Gather every line from the entries below that includes "this".
>> Start Provided information
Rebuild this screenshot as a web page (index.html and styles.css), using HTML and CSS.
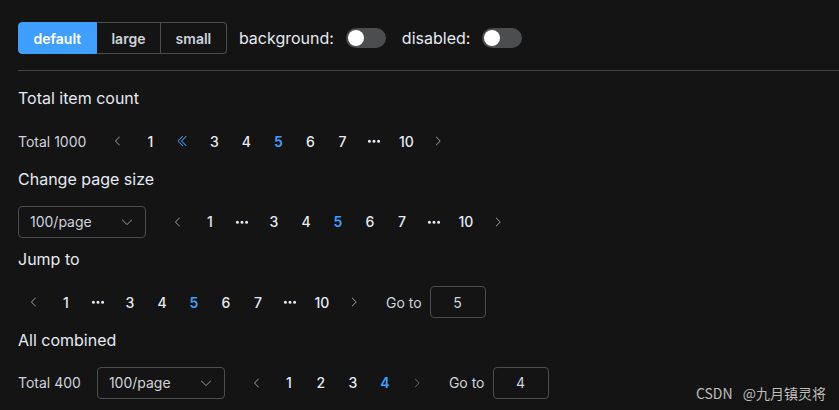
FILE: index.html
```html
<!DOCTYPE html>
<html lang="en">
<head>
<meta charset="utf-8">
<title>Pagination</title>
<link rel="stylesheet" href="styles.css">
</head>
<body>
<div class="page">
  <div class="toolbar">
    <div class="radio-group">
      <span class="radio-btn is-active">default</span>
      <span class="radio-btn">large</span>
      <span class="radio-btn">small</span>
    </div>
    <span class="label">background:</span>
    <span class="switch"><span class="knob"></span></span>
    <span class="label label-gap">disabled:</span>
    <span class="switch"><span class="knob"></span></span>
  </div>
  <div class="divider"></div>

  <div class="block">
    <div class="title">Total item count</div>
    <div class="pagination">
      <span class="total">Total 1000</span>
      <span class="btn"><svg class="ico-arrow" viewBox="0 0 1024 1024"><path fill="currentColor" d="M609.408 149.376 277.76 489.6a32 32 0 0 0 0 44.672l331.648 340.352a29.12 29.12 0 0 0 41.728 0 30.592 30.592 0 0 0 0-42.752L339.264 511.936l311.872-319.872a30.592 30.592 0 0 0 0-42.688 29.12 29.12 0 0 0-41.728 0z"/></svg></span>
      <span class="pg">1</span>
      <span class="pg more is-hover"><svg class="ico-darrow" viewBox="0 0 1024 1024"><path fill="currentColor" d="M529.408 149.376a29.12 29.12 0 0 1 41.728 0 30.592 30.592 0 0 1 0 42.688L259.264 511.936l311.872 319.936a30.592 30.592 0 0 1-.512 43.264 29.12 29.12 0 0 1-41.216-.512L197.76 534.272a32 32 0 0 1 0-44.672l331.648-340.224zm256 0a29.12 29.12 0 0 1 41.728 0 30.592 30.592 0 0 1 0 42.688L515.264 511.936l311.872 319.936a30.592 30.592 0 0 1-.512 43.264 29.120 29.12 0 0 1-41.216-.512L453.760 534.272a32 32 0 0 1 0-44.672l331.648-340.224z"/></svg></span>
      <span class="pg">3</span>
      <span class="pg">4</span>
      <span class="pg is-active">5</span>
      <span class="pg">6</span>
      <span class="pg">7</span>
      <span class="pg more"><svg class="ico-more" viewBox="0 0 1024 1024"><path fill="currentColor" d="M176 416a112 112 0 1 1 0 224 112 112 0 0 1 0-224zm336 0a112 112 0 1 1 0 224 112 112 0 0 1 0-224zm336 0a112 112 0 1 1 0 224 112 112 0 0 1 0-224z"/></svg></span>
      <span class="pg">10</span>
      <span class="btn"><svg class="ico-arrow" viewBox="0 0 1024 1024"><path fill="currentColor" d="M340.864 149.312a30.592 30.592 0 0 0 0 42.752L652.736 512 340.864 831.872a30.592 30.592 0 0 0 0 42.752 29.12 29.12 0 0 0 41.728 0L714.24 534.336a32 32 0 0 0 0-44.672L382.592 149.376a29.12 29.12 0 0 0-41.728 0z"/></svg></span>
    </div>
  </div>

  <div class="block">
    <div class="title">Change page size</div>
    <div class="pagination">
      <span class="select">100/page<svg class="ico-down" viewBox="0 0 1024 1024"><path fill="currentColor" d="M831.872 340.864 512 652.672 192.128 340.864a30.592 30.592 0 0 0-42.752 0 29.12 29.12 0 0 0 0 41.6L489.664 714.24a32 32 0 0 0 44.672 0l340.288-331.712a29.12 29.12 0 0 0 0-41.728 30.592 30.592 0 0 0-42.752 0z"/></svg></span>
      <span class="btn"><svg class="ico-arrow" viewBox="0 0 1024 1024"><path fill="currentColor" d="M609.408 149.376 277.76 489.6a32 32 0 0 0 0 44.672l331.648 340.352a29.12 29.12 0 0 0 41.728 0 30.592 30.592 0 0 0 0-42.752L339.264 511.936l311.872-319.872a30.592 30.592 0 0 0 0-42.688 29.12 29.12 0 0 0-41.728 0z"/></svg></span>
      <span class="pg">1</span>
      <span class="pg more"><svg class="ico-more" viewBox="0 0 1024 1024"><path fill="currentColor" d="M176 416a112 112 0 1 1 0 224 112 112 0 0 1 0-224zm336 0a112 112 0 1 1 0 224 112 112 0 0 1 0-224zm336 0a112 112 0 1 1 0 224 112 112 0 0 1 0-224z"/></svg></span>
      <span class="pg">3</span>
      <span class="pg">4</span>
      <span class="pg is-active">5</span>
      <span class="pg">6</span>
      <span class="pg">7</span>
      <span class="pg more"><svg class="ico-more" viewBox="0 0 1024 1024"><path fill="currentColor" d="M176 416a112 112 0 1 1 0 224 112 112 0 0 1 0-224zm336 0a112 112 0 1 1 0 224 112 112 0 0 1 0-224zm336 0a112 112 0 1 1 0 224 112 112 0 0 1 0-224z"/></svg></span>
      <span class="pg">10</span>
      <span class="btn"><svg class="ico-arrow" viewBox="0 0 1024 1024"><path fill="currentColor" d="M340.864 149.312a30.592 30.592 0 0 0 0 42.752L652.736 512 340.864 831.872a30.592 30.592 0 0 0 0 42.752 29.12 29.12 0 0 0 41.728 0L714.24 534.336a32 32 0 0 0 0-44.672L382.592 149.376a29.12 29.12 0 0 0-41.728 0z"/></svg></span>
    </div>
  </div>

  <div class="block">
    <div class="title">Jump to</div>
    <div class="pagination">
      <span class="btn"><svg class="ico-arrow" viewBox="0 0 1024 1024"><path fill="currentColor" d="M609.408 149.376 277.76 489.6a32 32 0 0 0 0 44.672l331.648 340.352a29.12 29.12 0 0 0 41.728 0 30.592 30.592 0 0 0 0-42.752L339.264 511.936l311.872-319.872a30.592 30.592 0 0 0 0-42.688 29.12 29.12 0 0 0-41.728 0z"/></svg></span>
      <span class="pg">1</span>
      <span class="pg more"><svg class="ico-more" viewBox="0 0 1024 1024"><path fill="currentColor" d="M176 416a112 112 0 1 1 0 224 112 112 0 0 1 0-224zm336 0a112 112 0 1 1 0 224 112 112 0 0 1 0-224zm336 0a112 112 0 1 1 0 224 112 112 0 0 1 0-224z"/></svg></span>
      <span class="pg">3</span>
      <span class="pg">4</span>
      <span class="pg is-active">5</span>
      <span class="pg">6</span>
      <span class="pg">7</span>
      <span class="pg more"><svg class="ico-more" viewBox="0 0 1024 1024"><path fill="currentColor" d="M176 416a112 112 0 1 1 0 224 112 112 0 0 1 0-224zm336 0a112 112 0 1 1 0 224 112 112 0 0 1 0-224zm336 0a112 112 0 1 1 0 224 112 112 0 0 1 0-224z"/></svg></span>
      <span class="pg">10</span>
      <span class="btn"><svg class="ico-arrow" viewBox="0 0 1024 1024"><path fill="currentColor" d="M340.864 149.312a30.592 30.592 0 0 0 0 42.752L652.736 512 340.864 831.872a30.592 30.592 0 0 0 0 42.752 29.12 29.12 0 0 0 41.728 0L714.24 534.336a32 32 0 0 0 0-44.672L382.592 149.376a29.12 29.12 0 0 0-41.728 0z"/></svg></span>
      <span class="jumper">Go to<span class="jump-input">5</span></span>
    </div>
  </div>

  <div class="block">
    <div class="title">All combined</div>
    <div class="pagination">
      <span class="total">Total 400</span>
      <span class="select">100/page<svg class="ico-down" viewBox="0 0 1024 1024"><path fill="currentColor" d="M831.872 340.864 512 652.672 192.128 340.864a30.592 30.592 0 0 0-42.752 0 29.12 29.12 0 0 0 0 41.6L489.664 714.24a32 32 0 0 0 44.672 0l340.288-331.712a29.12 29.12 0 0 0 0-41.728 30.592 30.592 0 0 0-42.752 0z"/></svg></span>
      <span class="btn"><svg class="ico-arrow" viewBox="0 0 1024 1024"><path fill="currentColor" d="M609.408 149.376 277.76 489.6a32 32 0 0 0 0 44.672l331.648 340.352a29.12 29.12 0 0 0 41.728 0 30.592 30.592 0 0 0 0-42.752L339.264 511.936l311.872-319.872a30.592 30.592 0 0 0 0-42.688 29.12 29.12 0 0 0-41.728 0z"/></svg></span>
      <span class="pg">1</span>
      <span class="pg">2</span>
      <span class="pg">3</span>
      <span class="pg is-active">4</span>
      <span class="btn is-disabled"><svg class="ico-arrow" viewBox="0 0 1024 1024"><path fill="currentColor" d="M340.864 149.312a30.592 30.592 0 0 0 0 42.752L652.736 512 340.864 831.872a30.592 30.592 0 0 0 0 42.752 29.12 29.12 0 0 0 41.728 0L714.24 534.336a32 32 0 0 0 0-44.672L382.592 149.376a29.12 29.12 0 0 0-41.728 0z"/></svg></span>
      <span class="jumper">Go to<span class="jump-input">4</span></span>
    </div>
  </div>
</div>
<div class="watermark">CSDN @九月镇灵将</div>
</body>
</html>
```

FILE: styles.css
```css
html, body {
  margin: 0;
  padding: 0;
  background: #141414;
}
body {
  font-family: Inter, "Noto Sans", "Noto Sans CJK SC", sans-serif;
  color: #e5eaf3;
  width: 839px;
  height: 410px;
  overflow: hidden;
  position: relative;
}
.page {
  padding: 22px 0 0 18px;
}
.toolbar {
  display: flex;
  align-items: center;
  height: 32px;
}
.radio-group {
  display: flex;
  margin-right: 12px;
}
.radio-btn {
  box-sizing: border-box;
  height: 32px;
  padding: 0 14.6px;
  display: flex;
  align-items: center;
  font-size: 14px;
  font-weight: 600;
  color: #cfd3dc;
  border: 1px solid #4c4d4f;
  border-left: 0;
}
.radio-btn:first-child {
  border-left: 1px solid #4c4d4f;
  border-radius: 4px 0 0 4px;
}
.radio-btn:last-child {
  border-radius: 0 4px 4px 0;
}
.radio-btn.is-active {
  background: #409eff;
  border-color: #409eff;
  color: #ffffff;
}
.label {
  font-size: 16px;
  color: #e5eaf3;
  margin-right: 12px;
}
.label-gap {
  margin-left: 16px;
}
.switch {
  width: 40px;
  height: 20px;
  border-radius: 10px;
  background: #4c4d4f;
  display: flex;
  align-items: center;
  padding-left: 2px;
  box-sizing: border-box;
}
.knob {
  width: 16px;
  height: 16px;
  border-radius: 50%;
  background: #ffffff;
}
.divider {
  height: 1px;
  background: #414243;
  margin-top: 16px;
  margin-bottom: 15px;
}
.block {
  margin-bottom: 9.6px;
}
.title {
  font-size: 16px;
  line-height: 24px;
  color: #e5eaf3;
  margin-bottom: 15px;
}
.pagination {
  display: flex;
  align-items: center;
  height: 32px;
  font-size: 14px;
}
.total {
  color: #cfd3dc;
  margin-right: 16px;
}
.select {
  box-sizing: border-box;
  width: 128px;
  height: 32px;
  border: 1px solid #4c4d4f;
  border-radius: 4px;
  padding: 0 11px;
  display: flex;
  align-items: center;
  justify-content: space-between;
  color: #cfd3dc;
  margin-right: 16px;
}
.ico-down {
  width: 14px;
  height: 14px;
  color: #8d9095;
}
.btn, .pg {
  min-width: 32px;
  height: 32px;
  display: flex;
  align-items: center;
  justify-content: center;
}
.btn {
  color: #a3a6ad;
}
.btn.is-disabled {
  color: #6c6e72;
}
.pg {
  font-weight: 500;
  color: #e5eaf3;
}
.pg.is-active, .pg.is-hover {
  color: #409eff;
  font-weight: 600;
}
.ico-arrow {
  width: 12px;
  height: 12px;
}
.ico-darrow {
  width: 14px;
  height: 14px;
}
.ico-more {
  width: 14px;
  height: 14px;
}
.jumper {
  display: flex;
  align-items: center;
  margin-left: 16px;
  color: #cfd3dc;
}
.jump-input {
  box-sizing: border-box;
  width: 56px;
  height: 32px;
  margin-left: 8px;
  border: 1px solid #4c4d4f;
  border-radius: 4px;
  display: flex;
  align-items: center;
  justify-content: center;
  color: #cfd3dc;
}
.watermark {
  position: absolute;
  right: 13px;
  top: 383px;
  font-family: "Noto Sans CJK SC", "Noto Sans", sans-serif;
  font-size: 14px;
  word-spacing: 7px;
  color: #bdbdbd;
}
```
>> End Provided information
>> Start Provided information
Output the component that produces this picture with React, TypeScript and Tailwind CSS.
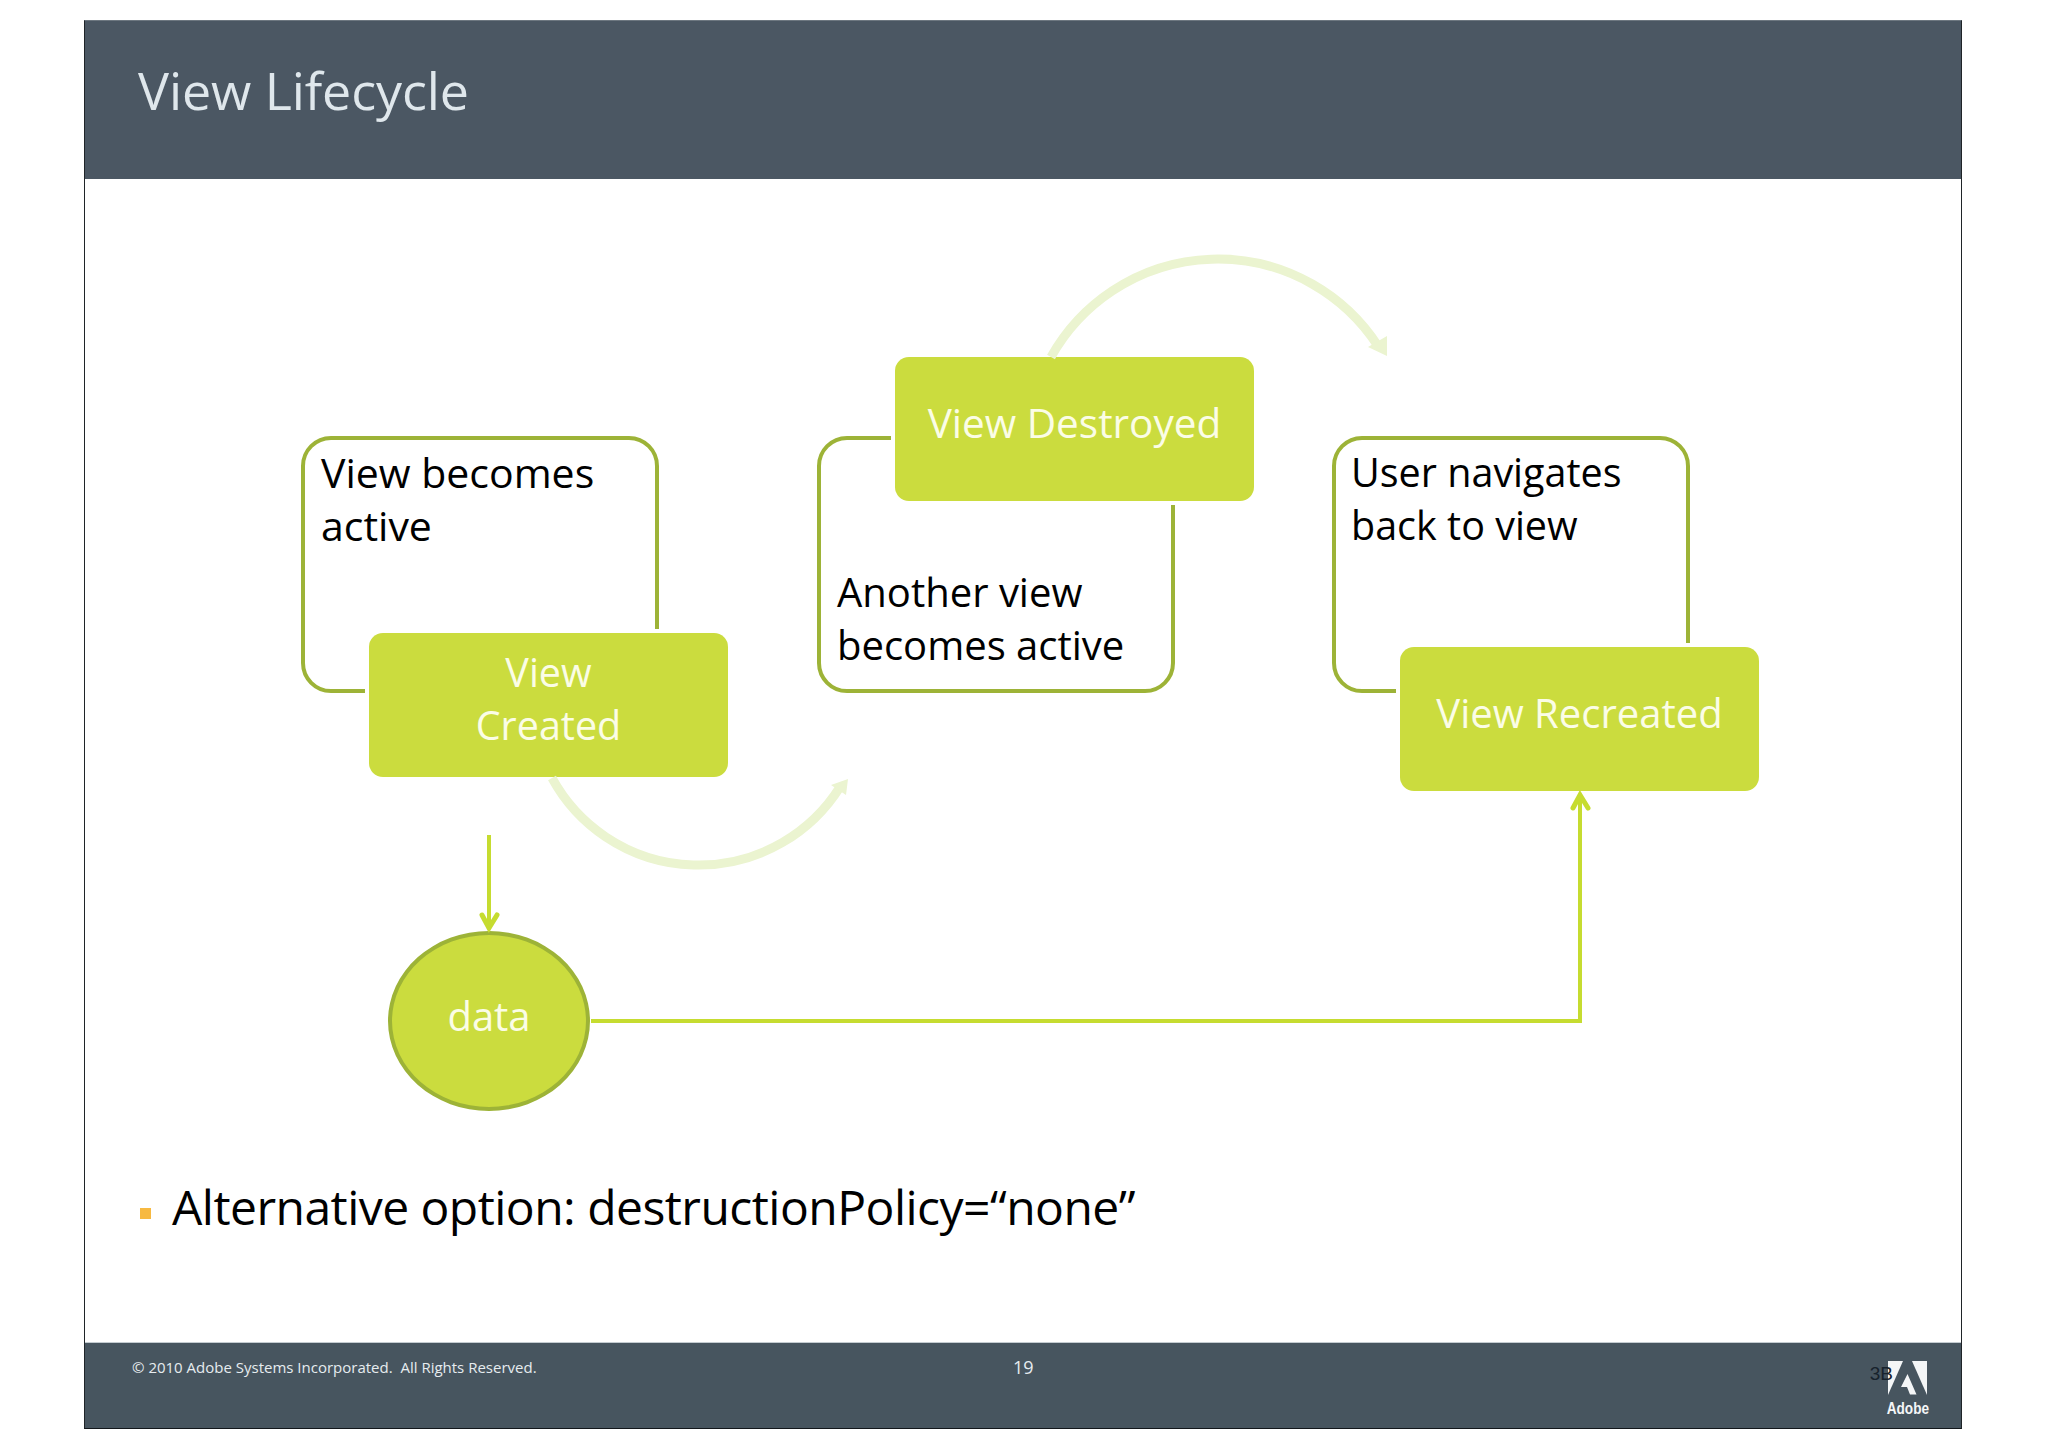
>> End Provided information
Worked solution:
Rebuild this screenshot as a web page (index.html and styles.css), using HTML and CSS.
Output the component that produces this picture with React, TypeScript and Tailwind CSS.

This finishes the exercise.